Conflict-directed backjumping (CBJ) is the refined version that also records conflicts discovered during the failed subtree, not just at the leaf, so it can jump even further. CBJ can turn an exponential thrashing search into a tractable one on problems with "deep but narrow" structure, where the real culprit is a decision made long ago.

Interaction with propagation. With MAC, much of backjumping's benefit is already captured because propagation detects conflicts early. CBJ shines most with weak propagation; combined with strong propagation the gains are smaller but still real on structured instances.

In modern learning solvers, backjumping is subsumed by conflict analysis: after deriving a learned clause/no-good, the solver non-chronologically backtracks to the second-highest decision level in that clause (the "asserting level"), which is exactly the deepest relevant culprit. So if you encode to CP-SAT you get CBJ-equivalent behavior for free; the standalone CBJ algorithm matters mainly for hand-rolled solvers without learning.
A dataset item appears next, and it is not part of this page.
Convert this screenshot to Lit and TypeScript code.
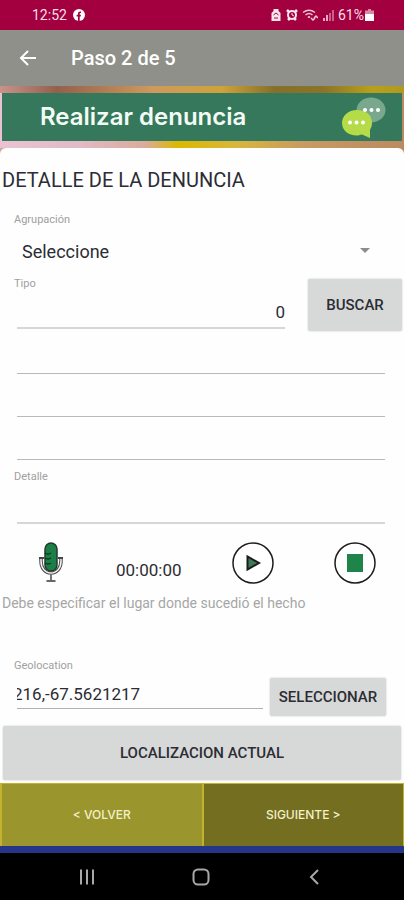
import { LitElement, html, css } from "lit";
import { customElement } from "lit/decorators.js";

@customElement("status-bar")
class StatusBar extends LitElement {
  static styles = css`
    :host {
      display: flex;
      align-items: center;
      height: 30px;
      padding: 0 30px 0 32px;
      background: #a2003e;
      color: #f8dfe8;
      font-size: 14px;
    }
    .left, .right { display: flex; align-items: center; gap: 6px; }
    .right { margin-left: auto; gap: 4px; }
    .charge { display: flex; align-items: center; gap: 1px; }
    svg { display: block; }
  `;
  render() {
    return html`
      <div class="left">
        <span>12:52</span>
        <svg width="12" height="12" viewBox="0 0 12 12" aria-hidden="true">
          <circle cx="6" cy="6" r="6" fill="#fff" />
          <path d="M5 12V7.5H3.7V5.8H5V4.6C5 3 5.9 2.3 8 2.5V4C7 4 6.7 4.1 6.7 4.9V5.8H8L7.7 7.5H6.7V12Z" fill="#a2003e" />
        </svg>
      </div>
      <div class="right">
        <svg width="12" height="12" viewBox="0 0 12 12" aria-hidden="true">
          <path d="M3.5 0h5v2l2 2V12h-9V4l2-2Z" fill="#fbe6ee" />
          <path d="M3.5 6L6 4l2.5 2M4 9h4" stroke="#a2003e" fill="none" />
        </svg>
        <svg width="12" height="12" viewBox="0 0 12 12" aria-hidden="true">
          <path d="M1 1l2 2M11 1L9 3M2 11l2-2M10 11L8 9" stroke="#fbe6ee" stroke-width="2.5" />
          <circle cx="6" cy="6" r="4" fill="none" stroke="#fbe6ee" stroke-width="2" />
          <path d="M6 4v2l2 1" stroke="#fbe6ee" fill="none" />
        </svg>
        <svg width="16" height="12" viewBox="0 0 16 12" aria-hidden="true">
          <path d="M1 3.500Q7 -1 13 3.500M3.500 6Q7 3 10.500 6M6 8.500l1-.8 1 .8" fill="none" stroke="#f3c6d6" stroke-width="1.5" />
          <path d="M9 9l2 2 2-2M12 9l2-2 2 2" fill="none" stroke="#f3c6d6" stroke-width="1.5" />
        </svg>
        <svg width="12" height="12" viewBox="0 0 12 12" aria-hidden="true">
          <path d="M2 9v3M5 6v6" stroke="#e9a9c0" stroke-width="2" />
          <path d="M8 4v8M11 1v11" stroke="#c9608a" stroke-width="2" />
        </svg>
        <span class="charge">
          <span>61%</span>
          <svg width="9" height="12" viewBox="0 0 9 12" aria-hidden="true">
            <path d="M3 0h3v1.5h3V5H0V1.5h3Z" fill="#d887a6" />
            <path d="M0 5h9v7H0Z" fill="#fff" />
          </svg>
        </span>
      </div>
    `;
  }
}

@customElement("system-nav")
class SystemNav extends LitElement {
  static styles = css`
    :host {
      display: flex;
      justify-content: space-between;
      align-items: center;
      height: 54px;
      padding: 0 77px 0 75px;
      background: #000;
      border-top: 7px solid #25368a;
    }
    button { border: 0; padding: 0; background: none; line-height: 0; }
  `;
  render() {
    return html`
      <button aria-label="Recientes">
        <svg width="24" height="20" viewBox="0 0 24 20"><path d="M6 2.5v15M12 2.5v15M18 2.5v15" stroke="#a8a8a8" stroke-width="2" /></svg>
      </button>
      <button aria-label="Inicio">
        <svg width="24" height="20" viewBox="0 0 24 20"><rect x="4.5" y="2.5" width="15" height="15" rx="4.5" fill="none" stroke="#a8a8a8" stroke-width="2" /></svg>
      </button>
      <button aria-label="Volver">
        <svg width="24" height="20" viewBox="0 0 24 20"><path d="M15 3l-7 7 7 7" fill="none" stroke="#a8a8a8" stroke-width="2" /></svg>
      </button>
    `;
  }
}

@customElement("app-root")
class AppRoot extends LitElement {
  static styles = css`
    :host {
      display: flex;
      flex-direction: column;
      min-height: 100vh;
      font-family: Roboto, sans-serif;
      color: #2c2c34;
      background: linear-gradient(90deg, #d2a49b 0%, #dcb55a 45%, #c8b21c 75%, #b98a55 100%);
    }
    * { box-sizing: border-box; }
    button, input, select { font-family: inherit; color: inherit; border-radius: 0; margin: 0; }
    svg { display: block; }

    .appbar {
      display: flex;
      align-items: center;
      gap: 31px;
      height: 56px;
      padding: 0 16px;
      background: #90908a;
      color: #fff;
    }
    .back { border: 0; padding: 0; background: none; }
    .appbar h1 { margin: 0; font-size: 20px; font-weight: 500; }

    .hero {
      padding: 7px 2px;
      background:
        linear-gradient(90deg, #c9938c 0%, #93604c 14%, #cf9a5c 38%, #cfa23a 55%, #84702a 68%, #8a7428 80%, #b8a01a 92%, #b09a20 100%) top / 100% 7px no-repeat,
        linear-gradient(90deg, #eac3d2 0%, #e2b9c6 20%, #d9ac9a 36%, #dcb800 44%, #d8b63c 58%, #c99a62 75%, #bb8a62 100%) bottom / 100% 55px no-repeat;
    }
    .banner {
      display: flex;
      align-items: center;
      justify-content: space-between;
      height: 48px;
      padding: 0 15px 0 38px;
      background: #35785c;
      color: #f4fbf4;
    }
    .banner h2 { margin: 0; font: 600 24px/48px Inter, sans-serif; }

    .card {
      flex: 1;
      padding: 0 2px 3px;
      border-radius: 6px 6px 0 0;
      background: #fefefe;
    }
    .title { margin: 0; padding: 20px 0 21px; font-size: 20px; line-height: 24px; font-weight: 400; }
    .label { display: block; padding-left: 12px; font-size: 11px; line-height: 14px; color: #a0a0a0; }

    .picker { display: flex; align-items: center; margin: 6px 32px 8px 20px; }
    .picker select {
      flex: 1;
      height: 36px;
      padding: 0;
      border: 0;
      appearance: none;
      background: none;
      font-size: 18px;
    }

    .line {
      display: block;
      width: 100%;
      min-width: 0;
      border: 0;
      border-bottom: 2px solid #d6d6d6;
      padding: 0;
      background: none;
      outline: none;
      font-size: 17px;
    }
    .split { display: flex; }
    .split .field { flex: 1; min-width: 0; }
    .split .line { margin-left: 15px; width: calc(100% - 15px); }
    .kind { padding-right: 23px; }
    .kind .line { height: 38px; padding-top: 6px; text-align: right; }
    .stack { padding: 0 17px 0 15px; }
    .stack .line { height: 43px; border-bottom: 1px solid #b9b9b9; }
    .stack.detail .line { height: 40px; border-bottom: 2px solid #d6d6d6; }
    .gap { padding-top: 10px; }

    .flat {
      border: 0;
      background: #d6d9d8;
      box-shadow: 0 0 2px #c4c6c5;
      border-radius: 2px;
      font-size: 15px;
      font-weight: 500;
      padding: 0;
    }
    .search { width: 94px; height: 52px; margin-top: 2px; }

    .recorder {
      display: flex;
      align-items: center;
      padding: 18px 26px 0 35px;
    }
    .tool { border: 0; padding: 0; background: none; }
    .clock { margin: 14px 50px 0 51px; font-size: 17px; line-height: 20px; }
    .stop { margin-left: auto; }
    .hint { margin: 9px 0 46px; font-size: 14px; line-height: 20px; color: #a6a6a6; }

    .geo { padding-right: 16px; gap: 7px; align-items: flex-start; }
    .geo .line { height: 36px; padding-top: 6px; border-bottom: 1px solid #b0b0b0; text-indent: -4px; }
    .choose { width: 116px; height: 38px; margin-top: 19px; }
    .wide { display: block; width: calc(100% - 2px); height: 54px; margin: 10px 1px 0; }

    .steps { display: grid; grid-template-columns: 1fr 1fr; gap: 2px; padding: 1px 1px 0 2px; background: #c3b32c; }
    .steps button {
      height: 62px;
      border: 0;
      background: #9a952d;
      color: #f3f0c8;
      font: 500 12px/16px Inter, sans-serif;
    }
    .steps .next { background: #736e20; }
  `;

  render() {
    return html`
      <status-bar></status-bar>
      <header class="appbar">
        <button class="back" aria-label="Atrás">
          <svg width="24" height="24" viewBox="0 0 24 24"><path d="M20 12H5.500M12 5l-7 7 7 7" fill="none" stroke="#fff" stroke-width="2" /></svg>
        </button>
        <h1>Paso 2 de 5</h1>
      </header>
      <div class="hero">
        <div class="banner">
          <h2>Realizar denuncia</h2>
          <svg width="46" height="44" viewBox="0 0 46 44" aria-hidden="true">
            <ellipse cx="30" cy="15" rx="14.5" ry="12.5" fill="#79a88d" />
            <path d="M16 15C25 15 31 20 31 28C31 32 29 34 29 35V43L21 39.500C19 40 17 40.500 16 40.500C7 40.500 1 35 1 28S7 15 16 15Z" fill="#b5dc48" />
            <g fill="#fff">
              <circle cx="24" cy="15" r="2" /><circle cx="30.5" cy="15" r="2" /><circle cx="37" cy="15" r="2" />
              <circle cx="9" cy="27.5" r="2" /><circle cx="15.5" cy="27.5" r="2" /><circle cx="22" cy="27.5" r="2" />
            </g>
          </svg>
        </div>
      </div>
      <main class="card">
        <h3 class="title">DETALLE DE LA DENUNCIA</h3>
        <label class="label" for="group">Agrupación</label>
        <div class="picker">
          <select id="group"><option>Seleccione</option></select>
          <svg width="10" height="6" viewBox="0 0 10 6" aria-hidden="true"><path d="M0 0h10L5 5Z" fill="#8c8c8c" /></svg>
        </div>
        <div class="split">
          <div class="field kind">
            <label class="label" for="kind">Tipo</label>
            <input class="line" id="kind" value="0" />
          </div>
          <button class="flat search">BUSCAR</button>
        </div>
        <div class="stack">
          <input class="line" aria-label="Tipo, línea 1" />
          <input class="line" aria-label="Tipo, línea 2" />
          <input class="line" aria-label="Tipo, línea 3" />
        </div>
        <label class="label gap" for="detail">Detalle</label>
        <div class="stack detail"><input class="line" id="detail" /></div>
        <div class="recorder">
          <button class="tool" aria-label="Grabar">
            <svg width="28" height="42" viewBox="0 0 28 42">
              <path d="M4 16V19C4 26 8 31 14 31S24 26 24 19V16" fill="none" stroke="#4a4a4a" stroke-width="3.5" />
              <path d="M4 17V19C4 26 8 31 14 31S24 26 24 19V17" fill="none" stroke="#f4f4f4" stroke-width="1.5" />
              <path d="M2 16h5M21 16h5" stroke="#444" stroke-width="2" />
              <path d="M14 32v6" stroke="#777" stroke-width="2" />
              <path d="M9.500 39h9" stroke="#666" stroke-width="2" />
              <rect x="8" y="1" width="12" height="28" rx="6" fill="#1b8048" stroke="#26382e" stroke-width="1.5" />
              <path d="M8 11q3 2 6 0M8 16q3 2 6 0M8 21q3 2 6 0" fill="none" stroke="#12301f" stroke-width="1.5" />
            </svg>
          </button>
          <span class="clock">00:00:00</span>
          <button class="tool" aria-label="Reproducir">
            <svg width="42" height="42" viewBox="0 0 42 42">
              <circle cx="21" cy="21" r="20" fill="#fff" stroke="#1c1c1c" stroke-width="1.5" />
              <path d="M15.500 14.500v13L27 21Z" fill="#3c7a54" stroke="#1c1c1c" stroke-width="2" />
            </svg>
          </button>
          <button class="tool stop" aria-label="Detener">
            <svg width="42" height="42" viewBox="0 0 42 42">
              <circle cx="21" cy="21" r="20" fill="#fff" stroke="#1c1c1c" stroke-width="1.5" />
              <path d="M13 12h16v18H13Z" fill="#1e8449" />
            </svg>
          </button>
        </div>
        <p class="hint">Debe especificar el lugar donde sucedió el hecho</p>
        <div class="split geo">
          <div class="field">
            <label class="label" for="geo">Geolocation</label>
            <input class="line" id="geo" value="216,-67.5621217" />
          </div>
          <button class="flat choose">SELECCIONAR</button>
        </div>
        <button class="flat wide">LOCALIZACION ACTUAL</button>
      </main>
      <div class="steps">
        <button>&lt; VOLVER</button>
        <button class="next">SIGUIENTE &gt;</button>
      </div>
      <system-nav></system-nav>
    `;
  }
}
4. No-Good Learning and Clause Learning

A no-good is a partial assignment proven inconsistent — e.g. "X=red ∧ Y=green can never extend to a solution." Once learned, the solver refuses to ever re-enter that combination, anywhere in the tree. This is the CSP analogue of conflict-driven clause learning (CDCL), the engine behind modern SAT solvers.

on conflict:
    derive a no-good (minimal subset of current assignment causing failure)
    store it as a new constraint
    use it to (a) prune future branches and (b) guide backjumping

Key engineering concerns:

  • Minimization. A small no-good prunes far more than a large one; spend effort minimizing the conflict (analogous to 1-UIP clause learning in SAT).
  • Storage growth. Learned no-goods accumulate without bound; production solvers periodically delete low-activity ones (clause-deletion policies).
  • Indexing. No-goods must be checked fast (watched-literal schemes in SAT) or they slow propagation more than they save.

For most application work you should not hand-implement no-good learning — you should encode to SAT/CP-SAT and inherit a world-class implementation. Implement it yourself only when your constraints are too exotic to encode efficiently.
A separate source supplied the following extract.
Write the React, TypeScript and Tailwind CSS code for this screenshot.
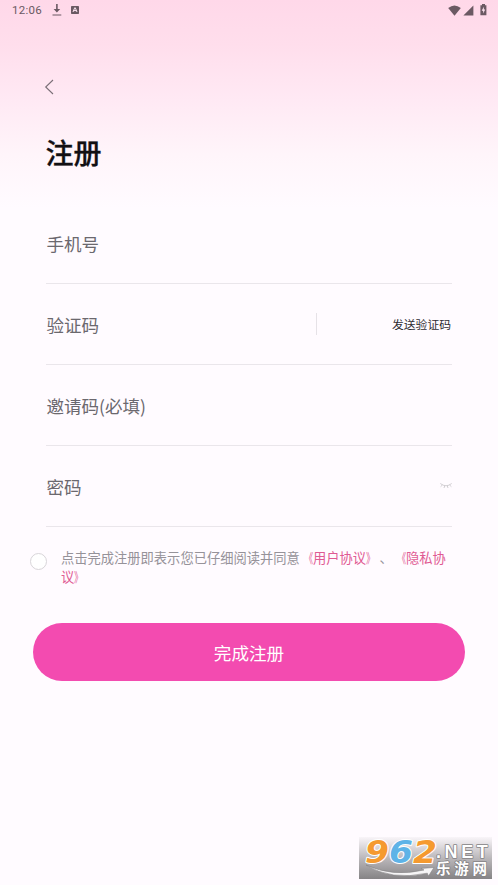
import type { ReactNode } from 'react';

function StatusBar() {
  return (
    <div className="flex h-5 items-center justify-between pl-3 pr-[11px] text-[#6b5963]">
      <div className="flex items-center">
        <span className="w-[30px] whitespace-nowrap font-[Roboto,sans-serif] text-[11.5px] leading-5 tracking-[0.3px]">12:06</span>
        <svg className="ml-[10px] h-3 w-[10px]" viewBox="0 0 10 12" fill="currentColor">
          <path d="M4.1 0h1.6v5h2.5L4.9 8.6 1.6 5h2.5zM.5 10.4h8.8v1.1H.5z" />
        </svg>
        <svg className="ml-[9px] h-2 w-2" viewBox="0 0 8 8">
          <rect width="8" height="8" rx=".7" fill="currentColor" />
          <path d="M2 6 3.7 1.8h.6L6 6M2.6 4.6h2.8" fill="none" stroke="#ffe5f2" strokeWidth="1" />
        </svg>
      </div>
      <div className="flex items-center">
        <svg className="h-[11px] w-[13px]" viewBox="0 0 13 11" fill="currentColor">
          <path d="M.2 3Q6.4-2 12.8 3L6.5 10.7z" />
        </svg>
        <svg className="ml-[2px] h-[11px] w-[11px]" viewBox="0 0 11 11" fill="currentColor">
          <path d="M.4 10.4 10.4.4v10z" />
        </svg>
        <svg className="ml-[6px] h-3 w-[7px]" viewBox="0 0 7 12">
          <path d="M2 0h3v1.2h1.4v10H.4v-10H2z" fill="currentColor" />
          <path d="M3.8 2.8 1.7 6.7h1.5v2.8l2-4.1H3.8z" fill="#ffe5f2" />
        </svg>
      </div>
    </div>
  );
}

function Field({ label, children }: { label: string; children?: ReactNode }) {
  return (
    <div className="flex h-[81px] items-center justify-between border-b border-[#eae6eb]">
      <span className="pl-[0.5px] pt-[2px] text-[17.55px] leading-6 text-[#6b686e]">{label}</span>
      {children}
    </div>
  );
}

function Agreement({ children }: { children: ReactNode }) {
  return <span className="text-[#df5a93]">{children}</span>;
}

function OpenMark() {
  return <span className="inline-block origin-right scale-x-[0.68]">《</span>;
}

function CloseMark() {
  return <span className="inline-block origin-left scale-x-[0.68]">》</span>;
}

function Watermark() {
  return (
    <svg
      className="absolute left-[359px] top-[837px] h-[42px] w-[133px] overflow-visible"
      viewBox="0 0 133 42"
      fontFamily="'Liberation Sans', 'Noto Sans CJK SC', sans-serif"
      fontWeight="700"
    >
      <defs>
        <linearGradient id="plate" x1="0" y1="0" x2="0" y2="1">
          <stop offset="0" stopColor="#f9f5f9" />
          <stop offset=".5" stopColor="#bbb8bb" />
          <stop offset="1" stopColor="#858385" />
        </linearGradient>
      </defs>
      <rect width="133" height="42" fill="url(#plate)" />
      <g
        fontFamily="'DejaVu Sans', sans-serif"
        fontSize="32"
        fontStyle="italic"
        stroke="#fff"
        strokeWidth="2"
        strokeLinejoin="round"
        paintOrder="stroke"
      >
        <text x="6" y="26" textLength="24" lengthAdjust="spacingAndGlyphs" fill="#f59a2f">9</text>
        <text x="30" y="26" textLength="24" lengthAdjust="spacingAndGlyphs" fill="#5eb3e7">6</text>
        <text x="54" y="26" textLength="24" lengthAdjust="spacingAndGlyphs" fill="#f59a2f">2</text>
      </g>
      <g fill="#fff" stroke="#858385" strokeWidth="1.6" strokeLinejoin="round" paintOrder="stroke">
        <text x="77" y="20.5" fontSize="18" letterSpacing="3.6">.NET</text>
        <text x="77" y="37" fontSize="14.5" textLength="51" fontFamily="'Noto Sans CJK SC', sans-serif">乐游网</text>
      </g>
      <path d="M7 28Q34 40.5 65 33l-3-1.6 13-.9-5.5 8.5-1.2-2.8Q32 44 7 28z" fill="#f6f5f6" stroke="#858385" strokeWidth=".6" />
    </svg>
  );
}

export default function App() {
  return (
    <main className="relative h-[885px] w-[498px] overflow-hidden bg-[#fffbff] bg-[linear-gradient(180deg,#ffd8e9_0px,#ffdeec_45px,#ffe9f4_100px,#fff5fa_155px,#fffbff_208px)] font-['Noto_Sans_CJK_SC',sans-serif] [text-spacing-trim:space-all]">
      <StatusBar />
      <header className="px-[46px] pt-[59px]">
        <button aria-label="返回" className="-ml-[2px] block">
          <svg className="h-4 w-[10px]" viewBox="0 0 10 16" fill="none" stroke="#7a6f77" strokeWidth="1.1">
            <path d="M9 1 1.7 8 9 15" />
          </svg>
        </button>
        <h1 className="-ml-[0.5px] mt-[37px] text-[28px] font-medium leading-10 text-[#121013] [-webkit-text-stroke:0.3px_#121013]">注册</h1>
      </header>

      <form className="mx-[46px] mt-[31px]">
        <Field label="手机号" />
        <Field label="验证码">
          <div className="flex w-[136px] items-center justify-between">
            <span className="h-[22px] w-px bg-[#e6e2e7]" />
            <span className="-translate-x-px text-[11.8px] leading-5 text-[#302d32]">发送验证码</span>
          </div>
        </Field>
        <Field label="邀请码(必填)" />
        <Field label="密码">
          <svg className="h-[6px] w-3" viewBox="0 0 12 6" fill="none" stroke="#ccc8cd" strokeWidth=".9">
            <path d="M.3.5Q6 5 11.7.5M2.4 2 .6 3.7M4.7 2.9 4 5M7.3 2.9 8 5M9.6 2l1.8 1.7" />
          </svg>
        </Field>
      </form>

      <div className="ml-[30px] mt-[21px] flex items-start">
        <span className="mt-[5px] h-[17px] w-[17px] shrink-0 rounded-full border border-[#d8d5d9] bg-white" />
        <p className="ml-[14px] w-[400px] text-[13.28px] leading-[19px] text-[#969299]">
          点击完成注册即表示您已仔细阅读并同意<Agreement><OpenMark />用户协议<CloseMark /></Agreement>、<Agreement><OpenMark />隐私协<br />议<CloseMark /></Agreement>
        </p>
      </div>

      <button className="ml-[33px] mt-[37px] flex h-[58px] w-[432px] items-center justify-center rounded-full bg-[#f34bb0] text-[17.6px] text-white">
        <span className="pt-[2px] leading-6">完成注册</span>
      </button>
      <Watermark />
    </main>
  );
}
A concrete no-good. Suppose in a scheduling CSP the partial assignment {room=A, time=9am, instructor=Lee} is proven to leave no consistent extension (Lee is double-booked given the rest of the model). The minimal no-good might be just {time=9am, instructor=Lee} — the room is irrelevant. Storing that two-literal no-good prunes every future branch that pairs Lee with 9am, regardless of room or other choices, which is far stronger than the chronological backtrack that would only undo the room. Minimization (dropping the irrelevant room=A) is what makes the stored constraint broadly reusable.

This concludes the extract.